Karnes got the job, and he’s now planning to retire in 2022. In his view, age really isn’t relevant to careers.
“You may be thinking how do I get to be a leader. You need to think, how do I compete until I’m age 80,” said Karnes. “I want you to look inward. Many of you are on a track. How many of you believe you are the CEO of your self-employed business? (A few hands were raised.) The first rule at CU*Answers is every person will be respected as if self-employed; they run their own business. As you run your business and sell your services there is a totally different concept there. How many of you will not accept being anything less than a CEO? (A few more hands were raised).

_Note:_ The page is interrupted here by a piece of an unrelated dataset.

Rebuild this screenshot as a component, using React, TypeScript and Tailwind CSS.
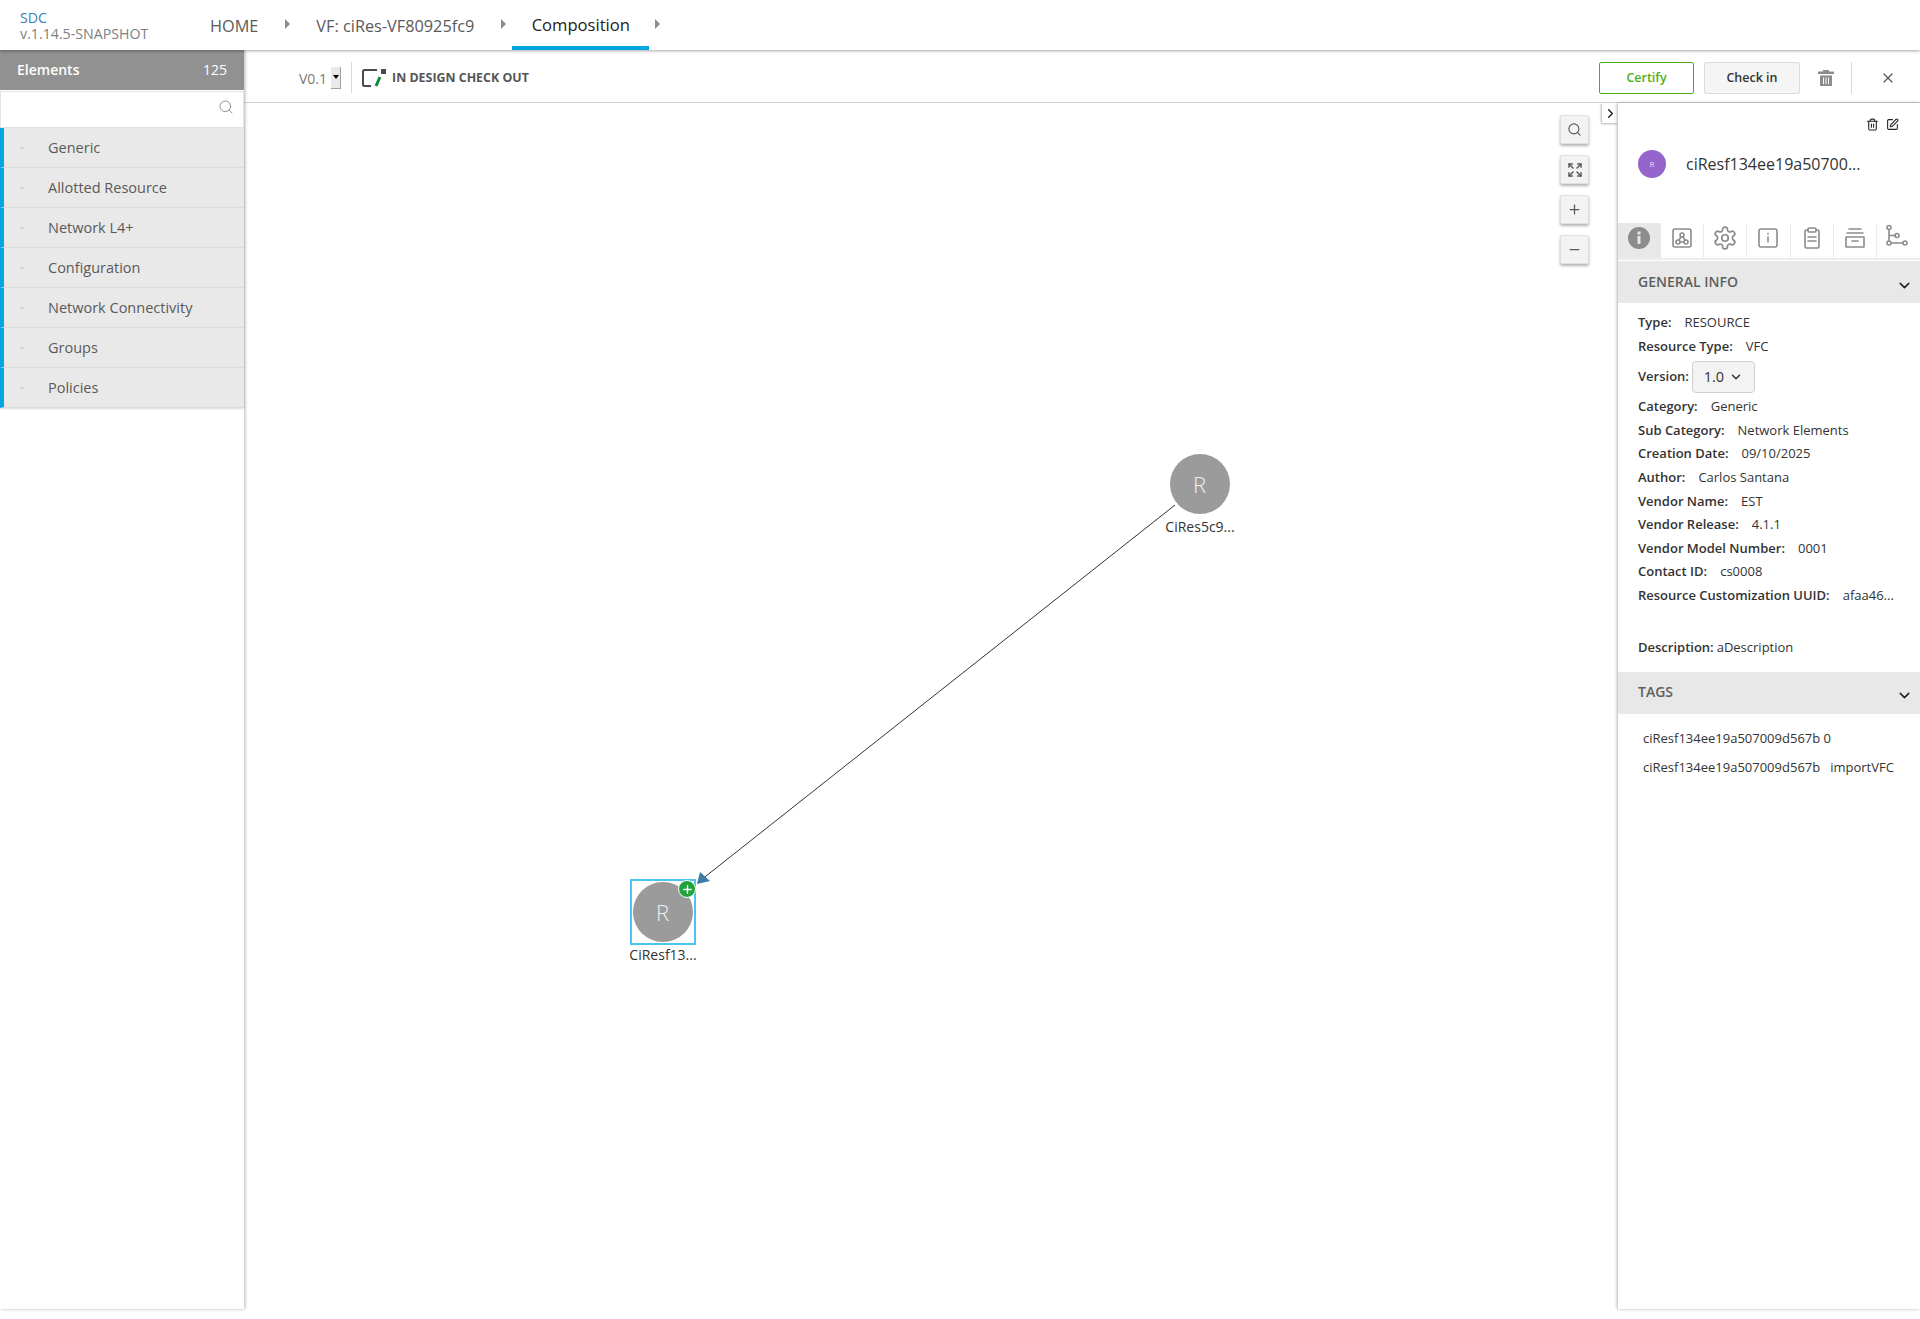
import { ChevronDown, ChevronRight, Search, Expand, Plus, Minus, Trash2, X, SquarePen } from "lucide-react";

const sections = ["Generic", "Allotted Resource", "Network L4+", "Configuration", "Network Connectivity", "Groups", "Policies"];

const info = [
  { label: "Type:", value: "RESOURCE" },
  { label: "Resource Type:", value: "VFC" },
  { label: "Version:", select: true },
  { label: "Category:", value: "Generic" },
  { label: "Sub Category:", value: "Network Elements" },
  { label: "Creation Date:", value: "09/10/2025" },
  { label: "Author:", value: "Carlos Santana" },
  { label: "Vendor Name:", value: "EST" },
  { label: "Vendor Release:", value: "4.1.1" },
  { label: "Vendor Model Number:", value: "0001" },
  { label: "Contact ID:", value: "cs0008" },
  { label: "Resource Customization UUID:", value: "afaa46..." },
];

function Caret() {
  return <span className="ml-[27px] mt-[-2px] h-0 w-0 border-y-[5px] border-l-[5px] border-y-transparent border-l-[#8c8c8c]"></span>;
}

function TabIcon({ children, size = 24 }: { children: React.ReactNode; size?: number }) {
  return (
    <svg width={size} height={size} viewBox="0 0 24 24" fill="none" stroke="#8c8c8c" strokeWidth="1.6" strokeLinecap="round" strokeLinejoin="round">
      {children}
    </svg>
  );
}

function ZoomButton({ children }: { children: React.ReactNode }) {
  return (
    <button className="flex h-[29px] w-[29px] items-center justify-center rounded-[2px] border border-[#e0e0e0] bg-[#f3f3f3] text-[#5a5a5a] shadow-[0_2px_3px_rgba(0,0,0,0.3)]">
      {children}
    </button>
  );
}

function SectionHeader({ title }: { title: string }) {
  return (
    <div className="flex h-[42px] items-center justify-between bg-[#e8e8e8] pl-5 pr-[7px]">
      <span className="mt-[-2px] text-[14px] font-semibold uppercase text-[#5f5f5f]">{title}</span>
      <ChevronDown className="mt-[6px] h-[17px] w-[17px] text-[#222222]" strokeWidth={2.2} />
    </div>
  );
}

function Node({ name, selected, className }: { name: string; selected?: boolean; className: string }) {
  return (
    <div className={`absolute flex w-[80px] flex-col items-center ${className}`}>
      <div className={`relative flex h-[66px] w-[66px] items-center justify-center ${selected ? "border-2 border-[#4cc4f2]" : ""}`}>
        <div className="flex h-[60px] w-[60px] items-center justify-center rounded-full bg-[#9b9b9b] pr-[1px] text-[22px] font-light text-[#f0f0f0]">R</div>
        {selected && (
          <span className="absolute right-[-2px] top-[-1px] flex h-[18px] w-[18px] items-center justify-center rounded-full border border-white bg-[#1fa33a] text-white">
            <Plus className="h-[13px] w-[13px]" strokeWidth={2.5} />
          </span>
        )}
      </div>
      <span className="text-[14px] leading-[20px] text-[#333333]">{name}</span>
    </div>
  );
}

export default function App() {
  return (
    <div className="flex h-[1319px] w-[1920px] flex-col overflow-hidden bg-white font-['Open_Sans',sans-serif] text-[13px] text-[#333333]">
      {/* top nav */}
      <header className="relative z-20 flex h-[50px] shrink-0 items-stretch bg-white shadow-[0_1px_3px_rgba(0,0,0,0.35)]">
        <div className="ml-5 w-[190px] pt-[10px] text-[14.2px] leading-[16px]">
          <div className="text-[#3b7fb8]">SDC</div>
          <div className="text-[#808080]">v.1.14.5-SNAPSHOT</div>
        </div>
        <div className="flex items-center text-[16.3px] text-[#5a5a5a]">
          <span className="mb-[-2px]">HOME</span>
          <Caret />
          <span className="mb-[-2px] ml-[26px]">VF: ciRes-VF80925fc9</span>
          <Caret />
        </div>
        <div className="ml-[6px] flex w-[137px] items-center justify-center border-b-4 border-[#00a4e0] pt-[5px] text-[16.6px] text-[#222222]">Composition</div>
        <div className="flex items-center">
          <span className="ml-[-21px]"></span>
          <Caret />
        </div>
      </header>

      <div className="flex min-h-0 flex-1 pb-[10px]">
        {/* elements palette */}
        <aside className="relative z-10 w-[244px] shrink-0 bg-white shadow-[1px_0_3px_rgba(0,0,0,0.3)]">
          <div className="flex h-[40px] items-center justify-between bg-[#919191] pb-[1px] pl-[17px] pr-[17px] text-[14px] font-semibold text-white">
            <span>Elements</span>
            <span className="font-normal">125</span>
          </div>
          <div className="mt-[1px] flex h-[37px] items-center justify-end border border-[#e4e4e4] bg-white pb-[6px] pr-[9px]">
            <Search className="h-[16px] w-[16px] text-[#8c8c8c]" strokeWidth={1.4} />
          </div>
          <div className="shadow-[0_1px_2px_rgba(0,0,0,0.15)]">
            {sections.map((s) => (
              <div key={s} className="flex h-[40px] items-center border-b border-l-4 border-b-[#dcdcdc] border-l-[#00a7e1] bg-[#e9e9e9] pl-[15px] text-[14.5px] text-[#5a5a5a]">
                <ChevronDown className="h-[6px] w-[6px] text-[#8c8c8c]" strokeWidth={2} />
                <span className="ml-[23px] font-medium">{s}</span>
              </div>
            ))}
          </div>
        </aside>

        <main className="flex min-w-0 flex-1 flex-col">
          {/* toolbar */}
          <div className="flex h-[53px] shrink-0 items-center border-b border-[#d2d2d2] bg-white pt-[3px]">
            <span className="ml-[55px] pt-[1px] text-[14px] text-[#7a7a7a]">V0.1</span>
            <span className="ml-[4px] flex h-[22px] w-[10px] items-center justify-center border-r border-b border-[#a0a0a0] bg-[#e9e9e9]">
              <span className="h-0 w-0 border-x-[3px] border-t-[4px] border-x-transparent border-t-black"></span>
            </span>
            <span className="ml-[10px] h-[31px] w-px bg-[#d8d8d8]"></span>
            <svg className="ml-[10px]" width="24" height="18" viewBox="0 0 24 18" fill="none">
              <path d="M9 17H2.5A1.5 1.5 0 0 1 1 15.5V2.5A1.5 1.5 0 0 1 2.5 1H15" stroke="#4a4a4a" strokeWidth="2" />
              <path d="M14 17l4-9" stroke="#0d8a3a" strokeWidth="3" />
              <rect x="19" y="0" width="5" height="5" fill="#4a4a4a" />
            </svg>
            <span className="ml-[6px] pt-[1px] text-[12.4px] font-bold text-[#555555]">IN DESIGN CHECK OUT</span>
            <button className="ml-auto h-[32px] w-[95px] rounded-[2px] border border-[#4caf1a] bg-white pt-[2px] text-[12.5px] font-semibold text-[#4caf1a]">Certify</button>
            <button className="ml-[10px] h-[32px] w-[96px] rounded-[2px] border border-[#dcdcdc] bg-[#f5f5f5] pt-[2px] text-[12.5px] font-semibold text-[#333333]">Check in</button>
            <svg className="ml-[17px]" width="18" height="18" viewBox="0 0 18 18" fill="#8c8c8c">
              <path d="M6 1h6v1.5h5V5H1V2.5h5z" />
              <path d="M3 6.5h12V17H3zM6 8.5v6.5h1V8.5zM8.5 8.5v6.5h1V8.5zM11 8.5v6.5h1V8.5z" fillRule="evenodd" />
            </svg>
            <span className="ml-[16px] h-[32px] w-px bg-[#d8d8d8]"></span>
            <X className="ml-[28px] mr-[24px] h-[16px] w-[16px] text-[#5a5a5a]" strokeWidth={1.8} />
          </div>

          <div className="flex min-h-0 flex-1">
            {/* canvas */}
            <div className="relative min-w-0 flex-1 bg-white">
              <svg className="absolute inset-0" width="1374" height="1206">
                <line x1="931" y1="402" x2="457" y2="777" stroke="#333333" strokeWidth="1" />
                <polygon points="453,781 456,769 466,778" fill="#3d7ea6" />
              </svg>
              <Node name="CiRes5c9..." className="left-[916px] top-[348px]" />
              <Node name="CiResf13..." selected className="left-[379px] top-[776px]" />
              <div className="absolute right-[29px] top-[12px] flex flex-col gap-[11px]">
                <ZoomButton><Search className="h-[15px] w-[15px]" strokeWidth={1.8} /></ZoomButton>
                <ZoomButton><Expand className="h-[16px] w-[16px]" strokeWidth={2.2} /></ZoomButton>
                <ZoomButton><Plus className="h-[15px] w-[15px]" strokeWidth={2} /></ZoomButton>
                <ZoomButton><Minus className="h-[15px] w-[15px]" strokeWidth={2} /></ZoomButton>
              </div>
              <div className="absolute right-0 top-0 flex h-[20px] w-[16px] items-center justify-center bg-white shadow-[-1px_1px_2px_rgba(0,0,0,0.3)]">
                <ChevronRight className="h-[15px] w-[15px] text-[#222222]" strokeWidth={2.2} />
              </div>
            </div>

            {/* details panel */}
            <section className="relative w-[302px] shrink-0 bg-white shadow-[-1px_0_3px_rgba(0,0,0,0.3)]">
              <div className="flex justify-end gap-[7px] pr-[21px] pt-[15px] text-[#222222]">
                <Trash2 className="h-[13px] w-[13px]" strokeWidth={2} />
                <SquarePen className="h-[13px] w-[13px]" strokeWidth={2} />
              </div>
              <div className="mt-[19px] flex items-center pl-[20px]">
                <div className="flex h-[28px] w-[28px] items-center justify-center rounded-full bg-[#9665cc] text-[8px] text-[#e8dcf5]">R</div>
                <span className="ml-[20px] text-[16px] text-[#333333]">ciResf134ee19a50700...</span>
              </div>
              <div className="mt-[45px] flex h-[37px] border-b-2 border-[#ececec]">
                <div className="flex w-[43px] justify-center bg-[#e8e8e8] pr-[1px] pt-[3px]">
                  <svg width="24" height="24" viewBox="0 0 24 24">
                    <circle cx="12" cy="12" r="11" fill="#8c8c8c" />
                    <rect x="10.5" y="10" width="3" height="8" fill="#e8e8e8" />
                    <rect x="10.5" y="5.5" width="3" height="3" fill="#e8e8e8" />
                  </svg>
                </div>
                <div className="flex w-[43px] justify-center border-r border-[#ececec] pt-[3px]">
                  <TabIcon>
                    <rect x="3" y="3" width="18" height="18" rx="2" />
                    <circle cx="12" cy="9" r="2" />
                    <circle cx="8" cy="16" r="2" />
                    <circle cx="16" cy="16" r="2" />
                    <path d="M11 11l-2 3M13 11l2 3M10 16h4" />
                  </TabIcon>
                </div>
                <div className="flex w-[43px] justify-center border-r border-[#ececec] pt-[2px]">
                  <TabIcon size={26}>
                    <path d="M12.22 2h-.44a2 2 0 0 0-2 2v.18a2 2 0 0 1-1 1.73l-.43.25a2 2 0 0 1-2 0l-.15-.08a2 2 0 0 0-2.73.73l-.22.38a2 2 0 0 0 .73 2.73l.15.1a2 2 0 0 1 1 1.72v.51a2 2 0 0 1-1 1.74l-.15.09a2 2 0 0 0-.73 2.73l.22.38a2 2 0 0 0 2.73.73l.15-.08a2 2 0 0 1 2 0l.43.25a2 2 0 0 1 1 1.73V20a2 2 0 0 0 2 2h.44a2 2 0 0 0 2-2v-.18a2 2 0 0 1 1-1.73l.43-.25a2 2 0 0 1 2 0l.15.08a2 2 0 0 0 2.73-.73l.22-.39a2 2 0 0 0-.73-2.73l-.15-.08a2 2 0 0 1-1-1.74v-.5a2 2 0 0 1 1-1.74l.15-.09a2 2 0 0 0 .73-2.73l-.22-.38a2 2 0 0 0-2.73-.73l-.15.08a2 2 0 0 1-2 0l-.43-.25a2 2 0 0 1-1-1.73V4a2 2 0 0 0-2-2z" />
                    <circle cx="12" cy="12" r="3" />
                  </TabIcon>
                </div>
                <div className="flex w-[44px] justify-center border-r border-[#ececec] pr-[2px] pt-[3px]">
                  <TabIcon>
                    <rect x="3" y="3" width="18" height="18" rx="2" />
                    <path d="M12 11v5M12 7.5v.5" />
                  </TabIcon>
                </div>
                <div className="flex w-[43px] justify-center border-r border-[#ececec] pr-[1px] pt-[3px]">
                  <TabIcon>
                    <path d="M8 4H6.5A1.5 1.5 0 0 0 5 5.5v15A1.5 1.5 0 0 0 6.5 22h11a1.5 1.5 0 0 0 1.5-1.5v-15A1.5 1.5 0 0 0 17.5 4H16" />
                    <rect x="8" y="2" width="8" height="4" rx="1" />
                    <path d="M8 11h8M8 15h8" />
                  </TabIcon>
                </div>
                <div className="flex w-[43px] justify-center border-r border-[#ececec] pt-[3px]">
                  <TabIcon>
                    <path d="M6 3h12M4 7h16M3 11h18v10H3zM9 15h6" />
                  </TabIcon>
                </div>
                <div className="flex w-[43px] justify-center pr-[6px] pt-[1px]">
                  <TabIcon>
                    <circle cx="5" cy="3.5" r="2" />
                    <circle cx="5" cy="19" r="2" />
                    <circle cx="13" cy="11.5" r="2" />
                    <circle cx="21" cy="19" r="2" />
                    <path d="M5 5.5v11.5M5 11.5h6M7 19h12" />
                  </TabIcon>
                </div>
              </div>
              <div className="h-[1px]"></div>
              <SectionHeader title="General Info" />
              <div className="pl-5 pt-[8px]">
                {info.map((row) =>
                  row.select ? (
                    <div key={row.label} className="flex h-[37px] items-center">
                      <span className="font-semibold">{row.label}</span>
                      <span className="ml-[3px] flex h-[32px] w-[63px] items-center justify-center gap-[5px] rounded-[4px] border border-[#cfcfcf] bg-[#f3f3f3] text-[14.5px]">
                        1.0
                        <ChevronDown className="h-[14px] w-[14px]" strokeWidth={2.6} />
                      </span>
                    </div>
                  ) : (
                    <div key={row.label} className="flex h-[23.6px] items-center">
                      <span className="font-semibold">{row.label}</span>
                      <span className="ml-[13px]">{row.value}</span>
                    </div>
                  )
                )}
                <div className="mt-[28px] flex h-[24px] items-center">
                  <span className="font-semibold">Description:</span>
                  <span className="ml-[3px]">aDescription</span>
                </div>
              </div>
              <div className="mt-[12px]">
                <SectionHeader title="Tags" />
              </div>
              <div className="pl-[25px] pt-[12px]">
                <div className="h-[29px] leading-[24px]">ciResf134ee19a507009d567b 0</div>
                <div className="flex h-[29px] leading-[24px]">
                  <span>ciResf134ee19a507009d567b</span>
                  <span className="ml-[10px]">importVFC</span>
                </div>
              </div>
            </section>
          </div>
        </main>
      </div>
    </div>
  );
}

We have 300 people at CU*Answers. I tell people I want to work with those who are not afraid to apply for my job.”
“If you want to be transforming you have to be willing to break every rule you’ve heard at this conference and heard here and there,” advised Karnes, speaking to many of the younger people on hand in particular. “Many of you are being taught to be a cog in line for leadership; study the techniques and tactics to jump all the way to the front on the very first day. It’s not hard to want that—it’s hard to learn the skills to do it.
Two Other Observations
Karnes offered a pair of other observations, as well:
- “Technology is not disruptive. Disruption is the use of a tool to disrupt. Lots of technology companies get disrupted. Disruptive companies leave things behind. Chase the things where they are leaving behind the very principles that started the whole thing. If you’re disruptive you go into those spaces and you refocus the company on what they are leaving behind and how they have gotten off path. You have to very much be a disruptor in your heart. You have to transform yourself. See what transforms yourself and study how to change.”
- “Remember this–you’re a cooperative. A cooperative makes a unique partnership with a consumer. It says you can be the consumer and you can be the owner. It’s the foundation of building things with consumer capital and making things happen in a constant win-win. That constant win-win has to be for you, too. Have the audacity to go to the front of the line to lead to your potential.”